Miniğimle pazar sabahı göz göze geldiğimiz anda, o kadar çok şey konuştuk ki aslında… Arabamızla babaanneye gelirken bile yol boyunca
Miniğimle pazar sabahı göz göze geldiğimiz anda, o kadar çok şey konuştuk ki aslında… Arabamızla babaanneye gelirken bile yol boyunca hiç susmamamıza rağmen bu kadar fazla şeyi anlatmadık birbirimize. Babaannenin evine geldiğimiz anda, kronometrenin düğmesine basıldığını hissediyoruz. Şimdi kahvaltı yapacağız, sonra oyunlar oynayacağız, meyveler yiyeceğiz ve eğer dışarıya çıkmak istersek dışarıya çıkacağız. Evet bunları düşünüyoruz. Birbirimize bakışlarımız da bunları düşündürtüyor. İtiraf edemiyoruz nedense. Belki de üzmemek için daha fazla birbirimizi. Çünkü biliyoruz ki, imkânlar dahilinde her hafta buluşmalarımızı sürdüreceğiz. Neden değerli vaktimizi, sadece ikimize ayırmayalım? Beren evin kapısından içeriye adımını atar atmaz, bir anda “beni kucağına al” dedi. Kendisi hemen girişteki pufa oturarak ya da halının üzerine oturarak ayakkabılarını çıkarabildiği halde. Kucağıma aldım, en sevdiğim an, katışıksız duygular ve “bebek” teni. Öpmeye doyamadığım yanakları… Kucaklar kucaklamaz, Beren başını sol omzuma koydu. Öbür elini de diğer omzuma koydu ve dakikalarca bu şekilde ayakta bekledik. Babaanne, dede birbirlerine baktılar. Sonra da bize. Sessizlik…

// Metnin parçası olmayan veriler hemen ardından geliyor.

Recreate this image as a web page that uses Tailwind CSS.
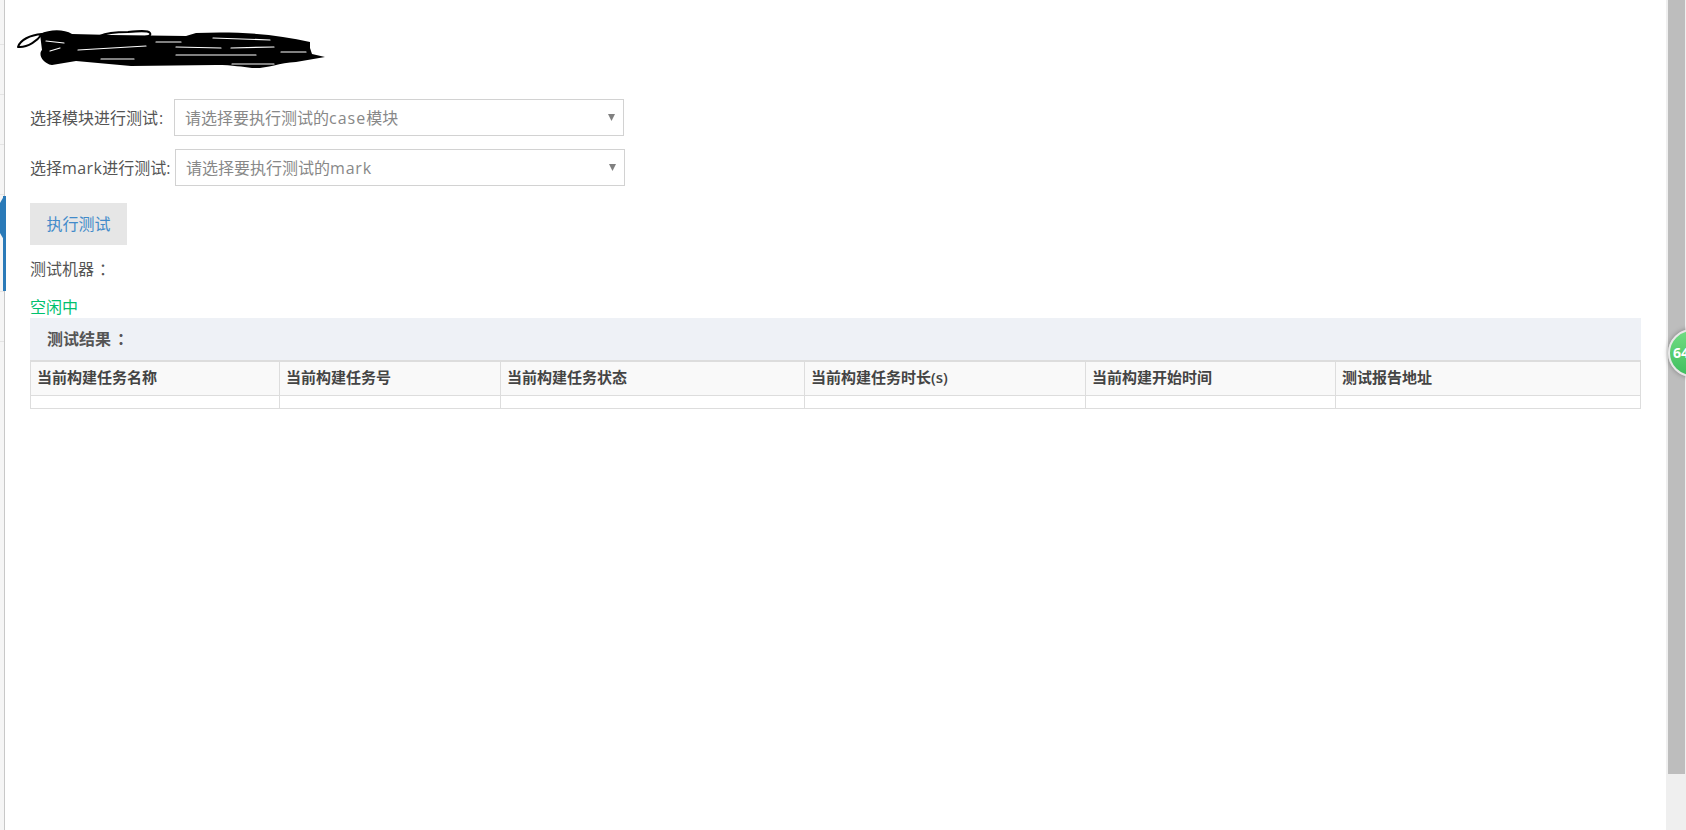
<!DOCTYPE html>
<html lang="zh-CN">
<head>
    <meta charset="UTF-8">
    <title>执行测试</title>
    <script src="https://cdn.jsdelivr.net/npm/@tailwindcss/browser@4"></script>
</head>
<body class="bg-white overflow-hidden font-['Open_Sans','Noto_Sans_CJK_SC',sans-serif] text-[#555] text-[16px]">
    <div class="relative flex h-[830px] w-[1686px] overflow-hidden">
        <!-- sidebar sliver -->
        <aside class="relative w-[5px] shrink-0 bg-[#f5f5f5] border-r border-[#c8c8c8]">
            <div class="h-[45px] border-b border-[#e4e4e4]"></div>
            <div class="h-[50px] border-b border-[#e4e4e4]"></div>
            <div class="h-[50px] border-b border-[#e4e4e4]"></div>
            <div class="h-[50px] border-b border-[#e4e4e4]"></div>
            <div class="h-[97px] border-b border-[#e4e4e4]"></div>
            <div class="h-[50px] border-b border-[#e4e4e4]"></div>
            <div class="absolute left-[3px] top-[196px] w-[3px] h-[95px] bg-[#2a7ab8]"></div>
            <svg class="absolute left-0 top-[196px]" width="4" height="50" viewBox="0 0 4 50"><path d="M4 0V44L0 37V7Z" fill="#2a7ab8"/></svg>
        </aside>

        <main class="flex-1 pl-[25px] pr-[25px]">
            <div class="relative h-[99px]">
                <svg class="absolute left-[-14px] top-[28px]" width="316" height="42" viewBox="0 0 316 42" fill="none" stroke-linecap="round" stroke-linejoin="round">
                    <path fill="#000" d="M24 6C34 1 48 1 56 6L96 7L170 8L180 5C220 3 260 6 294 14L294 20L296 26L309 29L280 34C262 35 250 41 236 40C226 39 218 37 200 37L115 38L60 33L36 37C26 35 22 26 26 22Z"/>
                    <g stroke="#000" stroke-width="2">
                        <path d="M2 19C4 12 14 7 26 6C22 12 12 20 2 19Z"/>
                        <path d="M84 8C90 5 100 4 112 4C122 3 132 2 134 5C136 8 130 9 124 10"/>
                    </g>
                    <g stroke="#fff" stroke-width="1.2">
                        <path d="M197 10L254 12M160 19L205 20M215 20L258 19M265 24L290 24M62 22L130 18M160 27L240 27M85 31L118 31"/>
                        <path d="M30 13L48 15M34 23L44 20M216 36L258 36M140 14L165 14"/>
                    </g>
                </svg>
            </div>

            <div class="flex items-center h-[37px]">
                <label class="w-[144px] shrink-0">选择模块进行测试<span class="ml-[1px]">:</span></label>
                <div class="relative flex items-center w-[450px] h-[37px] border border-[#d2d2d2] pl-[10px] text-[#888]">
                    <span>请选择要执行测试的<span class="tracking-[1px]">case</span>模块</span>
                    <svg class="absolute right-[8px] top-[14px]" width="7" height="7" viewBox="0 0 7 7"><path d="M0 0H7L3.5 7Z" fill="#808080"/></svg>
                </div>
            </div>
            <div class="flex items-center h-[37px] mt-[13px]">
                <label class="w-[145px] shrink-0">选择<span class="tracking-[0.4px]">mark</span>进行测试:</label>
                <div class="relative flex items-center w-[450px] h-[37px] border border-[#d2d2d2] pl-[10px] text-[#888]">
                    <span>请选择要执行测试的<span class="tracking-[0.8px]">mark</span></span>
                    <svg class="absolute right-[8px] top-[14px]" width="7" height="7" viewBox="0 0 7 7"><path d="M0 0H7L3.5 7Z" fill="#808080"/></svg>
                </div>
            </div>

            <button class="block mt-[17px] w-[97px] h-[42px] bg-[#e6e6e6] text-[#428bca]">执行测试</button>
            <p class="mt-[12px] h-[24px] leading-[24px]">测试机器<span class="ml-[5px]">：</span></p>
            <p class="mt-[14px] h-[24px] leading-[24px] text-[#00c16e]">空闲中</p>

            <div class="mt-[-1px] h-[43px] flex items-center pl-[17px] bg-[#eef1f6] border-b border-[#ddd] font-bold">测试结果<span class="ml-[6px]">：</span></div>
            <table class="table-fixed border-collapse w-[1610px] text-[15px] text-[#444]">
                <colgroup>
                    <col class="w-[249px]"><col class="w-[221px]"><col class="w-[304px]"><col class="w-[281px]"><col class="w-[250px]"><col class="w-[305px]">
                </colgroup>
                <thead>
                    <tr class="h-[34px] bg-[#f9f9f9]">
                        <th class="border border-[#ddd] pl-[6px] pb-[2px] text-left font-semibold">当前构建任务名称</th>
                        <th class="border border-[#ddd] pl-[6px] pb-[2px] text-left font-semibold">当前构建任务号</th>
                        <th class="border border-[#ddd] pl-[6px] pb-[2px] text-left font-semibold">当前构建任务状态</th>
                        <th class="border border-[#ddd] pl-[6px] pb-[2px] text-left font-semibold">当前构建任务时长(s)</th>
                        <th class="border border-[#ddd] pl-[6px] pb-[2px] text-left font-semibold">当前构建开始时间</th>
                        <th class="border border-[#ddd] pl-[6px] pb-[2px] text-left font-semibold">测试报告地址</th>
                    </tr>
                </thead>
                <tbody>
                    <tr class="h-[13px]">
                        <td class="border border-[#ddd]"></td><td class="border border-[#ddd]"></td><td class="border border-[#ddd]"></td><td class="border border-[#ddd]"></td><td class="border border-[#ddd]"></td><td class="border border-[#ddd]"></td>
                    </tr>
                </tbody>
            </table>
        </main>

        <!-- scrollbar -->
        <div class="w-[20px] shrink-0 bg-[#efefef] pl-[2px] pr-[1px]">
            <div class="h-[774px] bg-[#bdbdbd]"></div>
        </div>

        <!-- floating badge, cut by the window edge -->
        <div class="absolute left-[1668px] top-[329px] w-[48px] h-[48px] rounded-full border-[2px] border-[#e8e8e8] bg-gradient-to-b from-[#6fdc82] to-[#3fbf5f] shadow-[0_0_5px_rgba(0,0,0,0.35)] text-white font-bold text-[14px] leading-[44px] pl-[3px]">64</div>
    </div>
</body>
</html>
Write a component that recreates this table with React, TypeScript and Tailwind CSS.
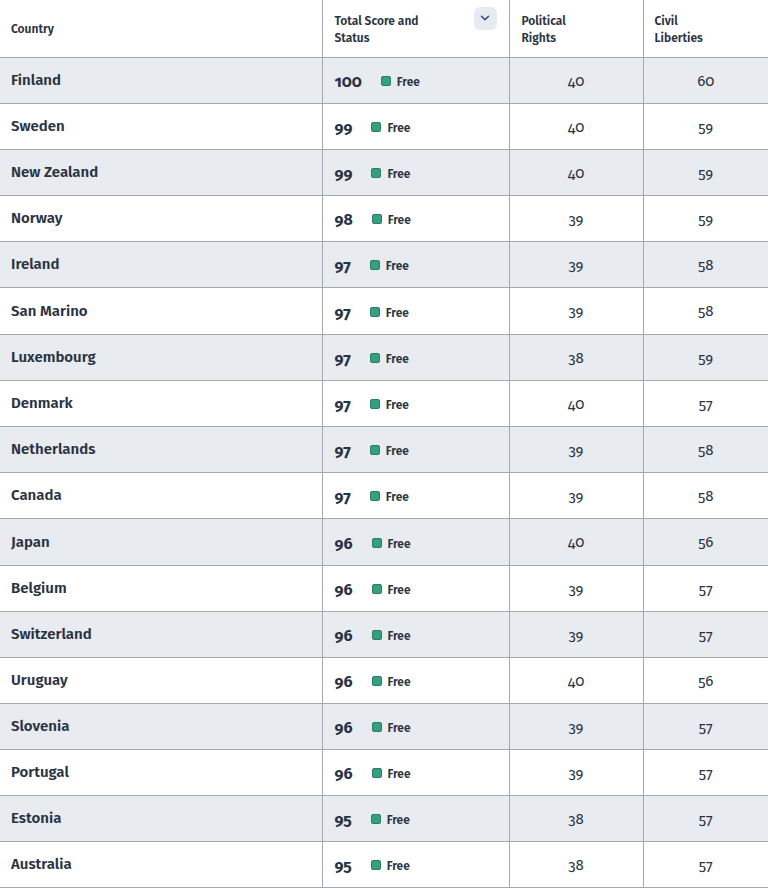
import { ChevronDown } from "lucide-react";

interface IRow {
    country: string
    score: number
    pr: number
    cl: number
}

const rows: IRow[] = [
    { country: "Finland", score: 100, pr: 40, cl: 60 },
    { country: "Sweden", score: 99, pr: 40, cl: 59 },
    { country: "New Zealand", score: 99, pr: 40, cl: 59 },
    { country: "Norway", score: 98, pr: 39, cl: 59 },
    { country: "Ireland", score: 97, pr: 39, cl: 58 },
    { country: "San Marino", score: 97, pr: 39, cl: 58 },
    { country: "Luxembourg", score: 97, pr: 38, cl: 59 },
    { country: "Denmark", score: 97, pr: 40, cl: 57 },
    { country: "Netherlands", score: 97, pr: 39, cl: 58 },
    { country: "Canada", score: 97, pr: 39, cl: 58 },
    { country: "Japan", score: 96, pr: 40, cl: 56 },
    { country: "Belgium", score: 96, pr: 39, cl: 57 },
    { country: "Switzerland", score: 96, pr: 39, cl: 57 },
    { country: "Uruguay", score: 96, pr: 40, cl: 56 },
    { country: "Slovenia", score: 96, pr: 39, cl: 57 },
    { country: "Portugal", score: 96, pr: 39, cl: 57 },
    { country: "Estonia", score: 95, pr: 38, cl: 57 },
    { country: "Australia", score: 95, pr: 38, cl: 57 },
]

const App = () => {
    return (
        <div className="font-['Fira_Sans','Open_Sans',sans-serif] text-[#2a3342] bg-white w-[768px] h-[888px] overflow-hidden">
            <table className="table-fixed border-collapse w-[768px]">
                <colgroup>
                    <col className="w-[322px]" />
                    <col className="w-[187px]" />
                    <col className="w-[134px]" />
                    <col className="w-[125px]" />
                </colgroup>
                <thead>
                    <tr className="h-[57px] border-b border-[#a3a8ad]">
                        <th className="text-left font-semibold text-[12px] pl-[11px] pt-[2px] align-middle">Country</th>
                        <th className="text-left font-semibold text-[12px] pl-[12px] pr-[12px] border-l border-[#a3a8ad] align-middle">
                            <div className="flex justify-between items-start">
                                <span className="leading-[17px] pt-[3px]">Total Score and<br />Status</span>
                                <span className="w-[23px] h-[23px] rounded-md bg-[#e6ebf2] flex items-center justify-center -mt-[3px]">
                                    <ChevronDown size={14} strokeWidth={2.6} className="text-[#2c4a7a]" />
                                </span>
                            </div>
                        </th>
                        <th className="text-left font-semibold text-[12px] pl-[12px] pt-[3px] border-l border-[#a3a8ad] align-middle leading-[17px]">Political<br />Rights</th>
                        <th className="text-left font-semibold text-[12px] pl-[11px] pt-[3px] border-l border-r border-[#a3a8ad] border-r-[#e4e6e9] align-middle leading-[17px]">Civil<br />Liberties</th>
                    </tr>
                </thead>
                <tbody>
                    {rows.map((r, i) => (
                        <tr key={r.country} className={`border-b border-[#a3a8ad] ${i === 5 || i === 10 ? "h-[47px]" : "h-[46px]"} ${i % 2 === 0 ? "bg-[#e8ebf0]" : "bg-white"}`}>
                            <td className="pl-[11px] pt-[1px] text-[15px] font-semibold">{r.country}</td>
                            <td className="pl-[12px] border-l border-[#a3a8ad]">
                                <div className="flex items-center pt-[2px]">
                                    <span className="text-[16px] font-bold oldstyle-nums pt-[2px]">{r.score}</span>
                                    <span className="ml-[19px] w-[10px] h-[10px] rounded-[2px] bg-[#35a07d] border border-[#2a7e63]"></span>
                                    <span className="ml-[6px] text-[12px] font-semibold pt-[2px]">Free</span>
                                </div>
                            </td>
                            <td className="text-center pt-[2px] text-[15px] oldstyle-nums border-l border-[#a3a8ad]">{r.pr}</td>
                            <td className="text-center pt-[2px] text-[15px] oldstyle-nums border-l border-[#a3a8ad]">{r.cl}</td>
                        </tr>
                    ))}
                </tbody>
            </table>
        </div>
    )
}

export default App
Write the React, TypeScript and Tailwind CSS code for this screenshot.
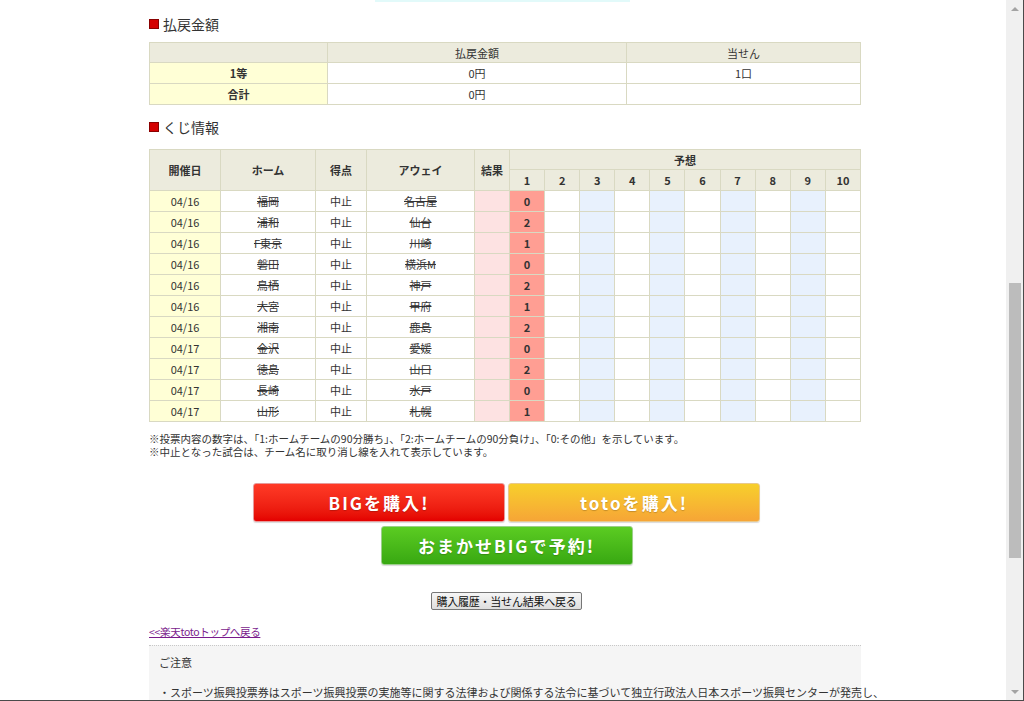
import React from 'react';

type Match = { date: string; home: string; away: string; result: string };

const matches: Match[] = [
  { date: '04/16', home: '福岡', away: '名古屋', result: '0' },
  { date: '04/16', home: '浦和', away: '仙台', result: '2' },
  { date: '04/16', home: 'F東京', away: '川崎', result: '1' },
  { date: '04/16', home: '磐田', away: '横浜M', result: '0' },
  { date: '04/16', home: '鳥栖', away: '神戸', result: '2' },
  { date: '04/16', home: '大宮', away: '甲府', result: '1' },
  { date: '04/16', home: '湘南', away: '鹿島', result: '2' },
  { date: '04/17', home: '金沢', away: '愛媛', result: '0' },
  { date: '04/17', home: '徳島', away: '山口', result: '2' },
  { date: '04/17', home: '長崎', away: '水戸', result: '0' },
  { date: '04/17', home: '山形', away: '札幌', result: '1' },
];

const cols = [1, 2, 3, 4, 5, 6, 7, 8, 9, 10];

const cell = 'border border-[#d9d9c2] h-[21px] p-0 text-center align-middle';
const head = 'border border-[#d9d9c2] bg-[#ecebdd] p-0 text-center align-middle';

function SectionTitle({ label }: { label: string }) {
  return (
    <div className="flex items-center gap-[4px] h-[16px]">
      <span className="w-[10px] h-[10px] bg-[#d40000] border border-[#8a0000] shrink-0" />
      <span className="text-[14px] leading-[16px] text-[#333]">{label}</span>
    </div>
  );
}

function PayoutTable() {
  return (
    <table className="w-[712px] table-fixed border-collapse text-[11px] leading-[14px] text-[#333]">
      <colgroup>
        <col className="w-[178px]" />
        <col className="w-[299px]" />
        <col />
      </colgroup>
      <tbody>
        <tr>
          <td className={`${head} h-[20px]`} />
          <td className={`${head} h-[20px]`}>払戻金額</td>
          <td className={`${head} h-[20px]`}>当せん</td>
        </tr>
        <tr>
          <td className={`${cell} bg-[#ffffd6] font-bold`}>1等</td>
          <td className={cell}>0円</td>
          <td className={cell}>1口</td>
        </tr>
        <tr>
          <td className={`${cell} bg-[#ffffd6] font-bold`}>合計</td>
          <td className={cell}>0円</td>
          <td className={cell} />
        </tr>
      </tbody>
    </table>
  );
}

function LotteryTable() {
  return (
    <table className="w-[712px] table-fixed border-collapse text-[11px] leading-[14px] text-[#333]">
      <colgroup>
        <col className="w-[71px]" />
        <col className="w-[95px]" />
        <col className="w-[51px]" />
        <col className="w-[108px]" />
        <col className="w-[35px]" />
        {cols.map((c) => (
          <col key={c} />
        ))}
      </colgroup>
      <thead>
        <tr>
          <th rowSpan={2} className={`${head} font-bold`}>開催日</th>
          <th rowSpan={2} className={`${head} font-bold`}>ホーム</th>
          <th rowSpan={2} className={`${head} font-bold`}>得点</th>
          <th rowSpan={2} className={`${head} font-bold`}>アウェイ</th>
          <th rowSpan={2} className={`${head} font-bold`}>結果</th>
          <th colSpan={10} className={`${head} h-[20px] font-bold`}>予想</th>
        </tr>
        <tr>
          {cols.map((c) => (
            <th key={c} className={`${head} h-[21px] font-bold`}>{c}</th>
          ))}
        </tr>
      </thead>
      <tbody>
        {matches.map((m, i) => (
          <tr key={i}>
            <td className={`${cell} bg-[#ffffd6]`}>{m.date}</td>
            <td className={`${cell} line-through`}>{m.home}</td>
            <td className={cell}>中止</td>
            <td className={`${cell} line-through`}>{m.away}</td>
            <td className={`${cell} bg-[#fde2e2]`} />
            {cols.map((c) => (
              <td
                key={c}
                className={`${cell} ${
                  c === 1 ? 'bg-[#ff9e93] font-bold' : c % 2 === 1 ? 'bg-[#e8f1fd]' : 'bg-white'
                }`}
              >
                {c === 1 ? m.result : ''}
              </td>
            ))}
          </tr>
        ))}
      </tbody>
    </table>
  );
}

function BuyButton({ label, tone }: { label: string; tone: 'red' | 'orange' | 'green' }) {
  const tones = {
    red: 'bg-gradient-to-b from-[#ff3a26] to-[#e40000] border-[#e79a9a]',
    orange: 'bg-gradient-to-b from-[#f7cf2b] to-[#f6a536] border-[#e9c98c]',
    green: 'bg-gradient-to-b from-[#5bcc22] to-[#38a812] border-[#9bcf8a]',
  };
  return (
    <button
      className={`w-[252px] h-[39px] rounded-[3px] border ${tones[tone]} text-white font-bold text-[17px] tracking-[0.12em] [text-shadow:0_1px_1px_rgba(0,0,0,0.2)] shadow-[0_1px_1px_rgba(0,0,0,0.15)]`}
    >
      {label}
    </button>
  );
}

function Scrollbar() {
  return (
    <div className="w-[17px] h-full bg-[#f0f0f0] flex flex-col items-center shrink-0">
      <div className="h-[17px] flex items-center justify-center">
        <span className="w-0 h-0 border-l-[4px] border-r-[4px] border-b-[4px] border-l-transparent border-r-transparent border-b-[#a3a3a3]" />
      </div>
      <div className="h-[266px]" />
      <div className="w-[12px] h-[275px] bg-[#bcbcbc]" />
      <div className="flex-1" />
      <div className="h-[17px] flex items-center justify-center">
        <span className="w-0 h-0 border-l-[4px] border-r-[4px] border-t-[4px] border-l-transparent border-r-transparent border-t-[#a3a3a3]" />
      </div>
    </div>
  );
}

export default function App() {
  return (
    <div className="w-[1024px] h-[701px] flex overflow-hidden bg-white border-r border-b border-[#4a4a4a] font-['Noto_Sans_CJK_JP',sans-serif]">
      <div className="flex-1 overflow-hidden">
        <div className="ml-[149px] w-[712px]">
          {/* tail of the panel above */}
          <div className="ml-[226px] w-[255px] h-[2px] bg-[#e2fafa]" />

          <div className="pt-[14px]">
            <SectionTitle label="払戻金額" />
          </div>
          <div className="mt-[10px]">
            <PayoutTable />
          </div>

          <div className="mt-[14px]">
            <SectionTitle label="くじ情報" />
          </div>
          <div className="mt-[14px]">
            <LotteryTable />
          </div>

          <div className="mt-[10px] text-[10.5px] leading-[13px] text-[#333]">
            <p>※投票内容の数字は、「1:ホームチームの90分勝ち」、「2:ホームチームの90分負け」、「0:その他」を示しています。</p>
            <p>※中止となった試合は、チーム名に取り消し線を入れて表示しています。</p>
          </div>

          <div className="mt-[25px] flex flex-col items-center gap-[4px] pl-[3px]">
            <div className="flex gap-[3px]">
              <BuyButton label="BIGを購入!" tone="red" />
              <BuyButton label="totoを購入!" tone="orange" />
            </div>
            <BuyButton label="おまかせBIGで予約!" tone="green" />
          </div>

          <div className="mt-[27px] flex justify-center pl-[3px]">
            <button className="h-[18px] px-[4px] border border-[#767676] rounded-[2px] bg-gradient-to-b from-[#f6f6f6] to-[#dedede] text-[11px] leading-[14px] text-[#111] tracking-[-0.02em]">
              購入履歴・当せん結果へ戻る
            </button>
          </div>

          <div className="mt-[7px]">
            <a href="#" className="text-[10.5px] leading-[14px] text-[#7a1a8c] underline tracking-[-0.03em]">
              &lt;&lt;楽天totoトップへ戻る
            </a>
          </div>

          <div className="mt-[4px] border-t border-dotted border-[#c8c8c8] bg-[#f5f5f5] px-[10px] pt-[9px] pb-[20px] text-[11px] leading-[14px] text-[#333]">
            <p>ご注意</p>
            <p className="mt-[16px] whitespace-nowrap">
              ・スポーツ振興投票券はスポーツ振興投票の実施等に関する法律および関係する法令に基づいて独立行政法人日本スポーツ振興センターが発売し、
            </p>
          </div>
        </div>
      </div>
      <Scrollbar />
    </div>
  );
}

İçeriye girdikten sonra üzerimizi değiştirirken, Beren birden üzerime atladı ve sık sık yaptığımız baba kız güreşini yaptık. Bir taraftan çenemi tutup ittiriyor. Bir taraftan da yanağımı gözümle birlikte avucunun içine alıp sıkıştırıyor. 🙂 Bu hafta artık yaz da geldi demek üzereyken, gerçekten yazın değişmezi deniz keyfini yapalım istedik. Ama havalar daha yeni ısındı. Deniz henüz soğuk. Onun için biraz erteledik bu düşüncemizi. Yine de denize gittik ama sahil keyfi yaptık bu sefer. Kuzucuğumun bu hafta kendini pek iyi hissetmediğini annesinden öğrendim. Sabah da şurubunu içirdim. Sonraki hafta geliriz dedik ve kumlar üzerindeki eğlencemize başladık. Kova, kürek, tırmık üçlüsü ile birlikte hayal gücünün son noktasında oyunlar oynadık. Beren’in her zaman severek oynadığı mutfak malzemeleri gibi düşünerek, yemekler hazırladık. Bir yandan bana taze çayından verdi. Karşılıklı yudumladık. O anda kısa süreli olarak bir duraksadım, düşündüm. Demek ki mutluluk denilen şey bu! O anda biz yarattık ve keyfini çıkardık. Biz istedik ve oldu. Ne kadar istersek o kadar. Defalarca mutluluk çıkarabilirdik o kumlardan. Vakit nasıl geçti zaten hiç anlamadık.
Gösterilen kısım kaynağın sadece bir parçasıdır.